LRT-2 to give way to BRT

Louella Desiderio - The Philippine Star

Philtrak proposes to dismantle rail track

MANILA, Philippines – Philtrak Inc. has proposed to completely dismantle the Light Rail Transit Line 2 (LRT-2) and install intelligent trackways or a bus rapid transit (BRT) system, to provide a new mode of transport in Metro Manila and help do away with taxpayers’ subsidies for operations of the railway.

In a letter to Transport Secretary Arthur Tugade dated Aug. 11, 2016, Philtrak president Francis Yuseco said the group intends to dismantle LRT-2 which currently covers Recto station in Manila until Santolan station in Pasig, as well as cement the carriage way and install the BRT at no cost to taxpayers.

He said the group is ready to put an initial fleet of 30 articulated bus units with a combined capacity of 243,000 passengers per day for the current 13.8-kilometer elevated railway, immediately after the signing of the contract with the government.

The intelligent track system or BRT will operate 24/7 and have headways of every two minutes during peak hours, to be adjusted to five, 10, 15 and 20 minutes as needed.

It will likewise follow the same fare box matrix as the LRT-2.

Yuseco said the proposed system would not need subsidies from taxpayers.

“The net reverse subsidy fee in favor of the taxpayers equals P12.1 billion per year,” he said.

On top of removing the average subsidy of taxpayers worth P12.1 billion for a railway, he said the proposal also provides a reverse subsidy fee in the amount of P100 million per year with an annual increase of five percent.

He said the same system could be implemented in the unused lanes of the right of way of the Philippine National Railways.

Last week, Tugade announced the Transport department is looking at converting the LRT-2 to a BRT or a system wherein buses operate within a dedicated right of way, similar to what is being implemented in cities like Hong Kong and Shanghai in China.
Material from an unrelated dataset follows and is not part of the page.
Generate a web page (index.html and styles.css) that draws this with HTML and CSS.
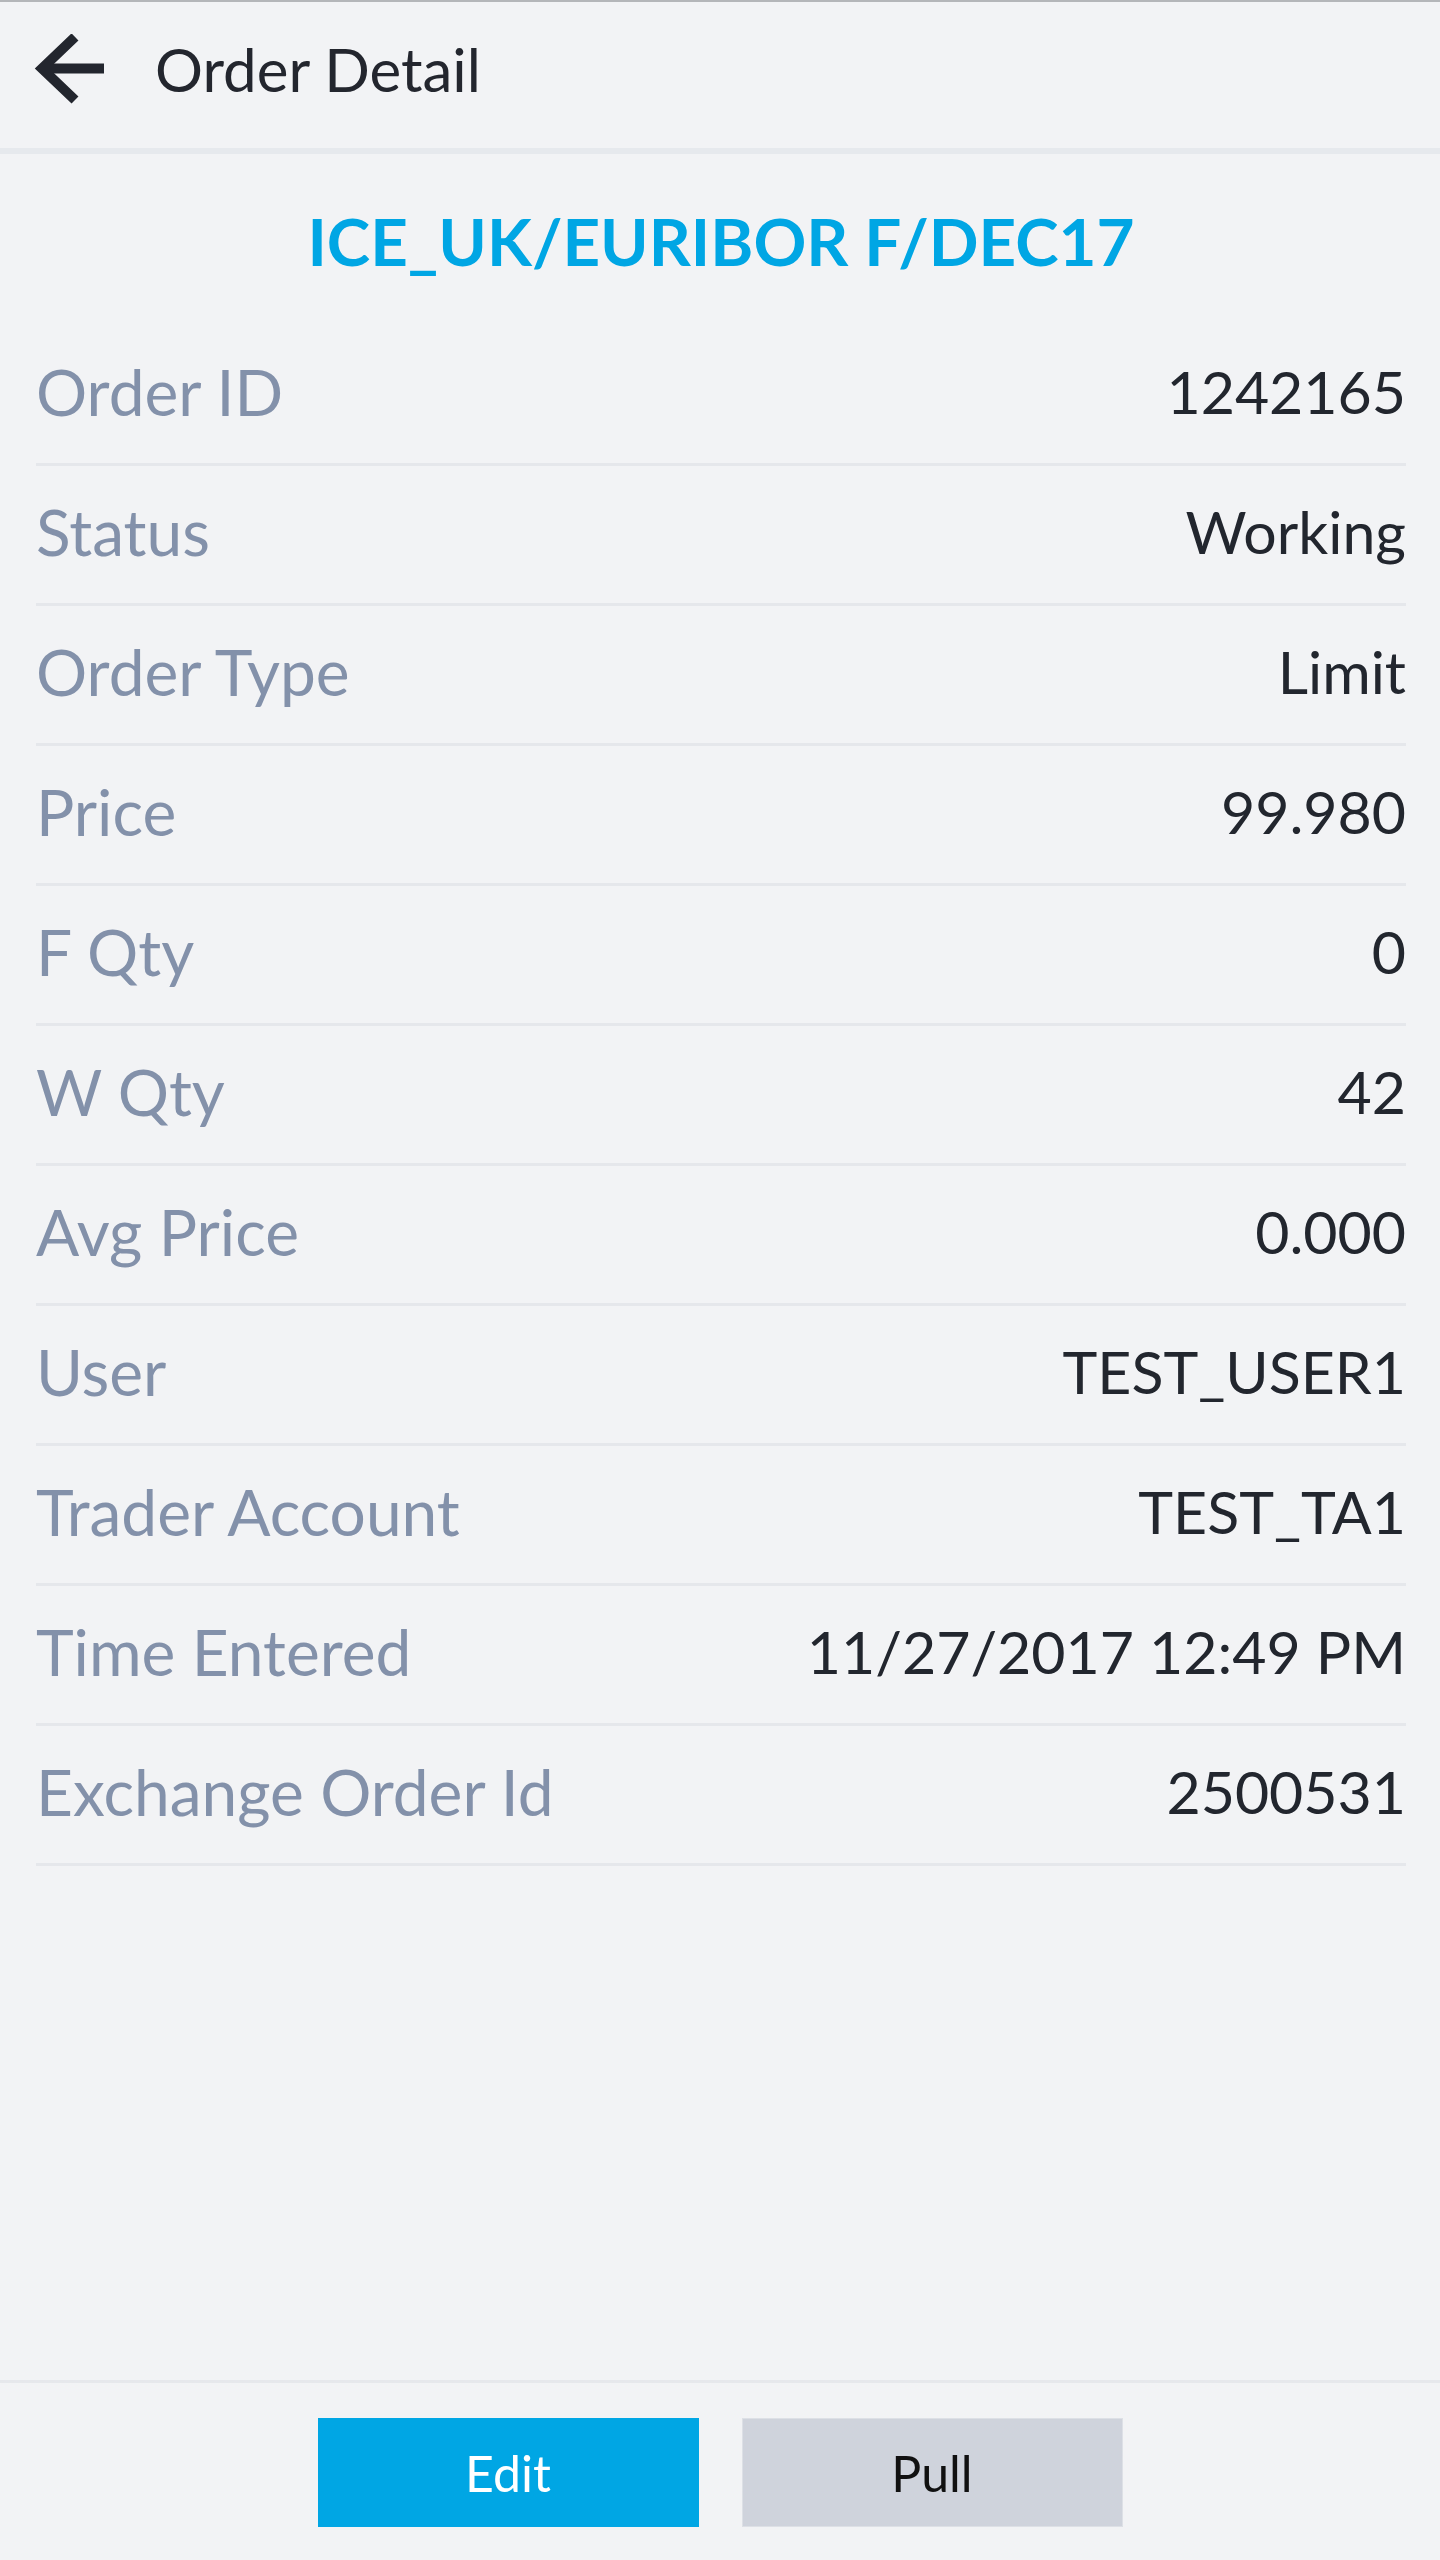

The shift to a BRT is seen to address LRT-2’s ageing system as well as its maintenance.

“But this needs a lot of thinking. It needs a lot of planning and we have to get a lot of approval,” Tugade said.

The previous administration offered the operation and maintenance of LRT-2 as one of the projects under the public-private partnership program but the deal was unable to go through bidding.
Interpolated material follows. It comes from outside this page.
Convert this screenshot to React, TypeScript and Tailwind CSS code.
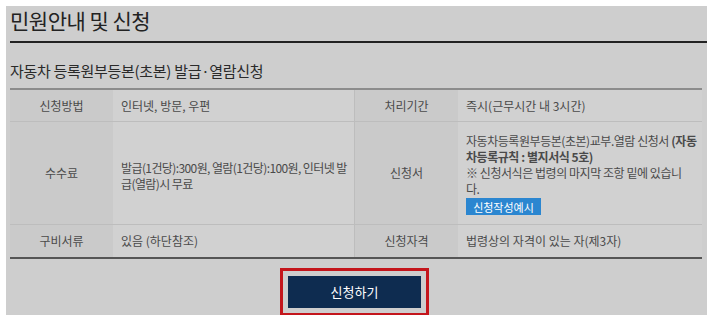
import React from 'react'

const font = { fontFamily: '"Noto Sans CJK KR", "Noto Sans", sans-serif' }

function Label({ children, className = '' }: { children: React.ReactNode; className?: string }) {
  return (
    <div className={`flex items-center justify-center bg-[#cacaca] text-[12px] text-[#4a4a4a] ${className}`}>
      {children}
    </div>
  )
}

function Value({ children, className = '' }: { children: React.ReactNode; className?: string }) {
  return (
    <div className={`flex flex-col justify-center bg-[#d1d1d1] px-[8px] text-[12px] leading-[16px] text-[#4a4a4a] ${className}`}>
      {children}
    </div>
  )
}

export default function App() {
  return (
    <div className="h-[321px] w-[713px] overflow-hidden bg-white pl-[6px] pt-[6px]" style={font}>
      <div className="h-[309px] w-[701px] overflow-hidden bg-[#cecece] pl-[4px]">
        {/* 제목 */}
        <div className="flex h-[37px] items-center border-b-2 border-[#222] pb-[7px]">
          <h1 className="text-[21px] leading-none tracking-[-0.5px] text-[#222]">민원안내 및 신청</h1>
        </div>

        <h2 className="mt-[17px] text-[15px] leading-[22px] tracking-[-0.3px] text-[#2a2a2a]">
          자동차 등록원부등본(초본) 발급·열람신청
        </h2>

        {/* 표 */}
        <div className="mt-[6px] grid w-[692px] grid-cols-[103px_242px_103px_244px] grid-rows-[32px_103px_32px] border-t-2 border-b-2 border-t-[#8c8c8c] border-b-[#555]">
          <Label className="border-b border-[#bdbdbd]">신청방법</Label>
          <Value className="border-b border-r border-[#bdbdbd]">인터넷, 방문, 우편</Value>
          <Label className="border-b border-[#bdbdbd]">처리기간</Label>
          <Value className="border-b border-[#bdbdbd]">즉시(근무시간 내 3시간)</Value>

          <Label className="border-b border-[#bdbdbd]">수수료</Label>
          <Value className="whitespace-nowrap border-b border-r border-[#bdbdbd] pt-[5px] text-[11.5px] tracking-[-0.6px]">
            <p>발급(1건당):300원, 열람(1건당):100원, 인터넷 발</p>
            <p>급(열람)시 무료</p>
          </Value>
          <Label className="border-b border-[#bdbdbd]">신청서</Label>
          <Value className="whitespace-nowrap border-b border-[#bdbdbd] pt-[2px] text-[12.5px] tracking-[-0.45px]">
            <p>
              자동차등록원부등본(초본)교부.열람 신청서 <b className="font-bold">(자동</b>
            </p>
            <p>
              <b className="font-bold">차등록규칙 : 별지서식 5호)</b>
            </p>
            <p>※ 신청서식은 법령의 마지막 조항 밑에 있습니</p>
            <p>다.</p>
            <span className="mt-[1px] flex h-[17px] w-[75px] items-center justify-center bg-[#2b86d0] text-[11px] tracking-normal text-white">
              신청작성예시
            </span>
          </Value>

          <Label>구비서류</Label>
          <Value className="border-r border-[#bdbdbd]">있음 (하단참조)</Value>
          <Label>신청자격</Label>
          <Value>법령상의 자격이 있는 자(제3자)</Value>
        </div>

        {/* 버튼 */}
        <div className="mt-[9px] flex justify-center pr-[8px]">
          <div className="border-[3px] border-[#c4161c] px-[5px] py-[5px]">
            <button className="flex h-[32px] w-[133px] items-center justify-center bg-[#0e2c50] text-[13px] text-white">
              신청하기
            </button>
          </div>
        </div>
      </div>
    </div>
  )
}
Groups pre-qualified by the previous administration to bid for the operations and maintenance of the LRT-2 were Aboitiz Equity Ventures Inc. and SMRT Transport Solutions Consortium; D.M. Consunji and Tokyo Metro Co., consortium; Light Rail Manila Holdings 2 Inc. Consortium (Light Rail Manila Holdings of Ayala Corp. and Metro Pacific Investments Corp., RATP TRANSDEV Asia, and RATP Developpement SA); and San Miguel Holdings Corp. and Korea Railroad Corp. consortium.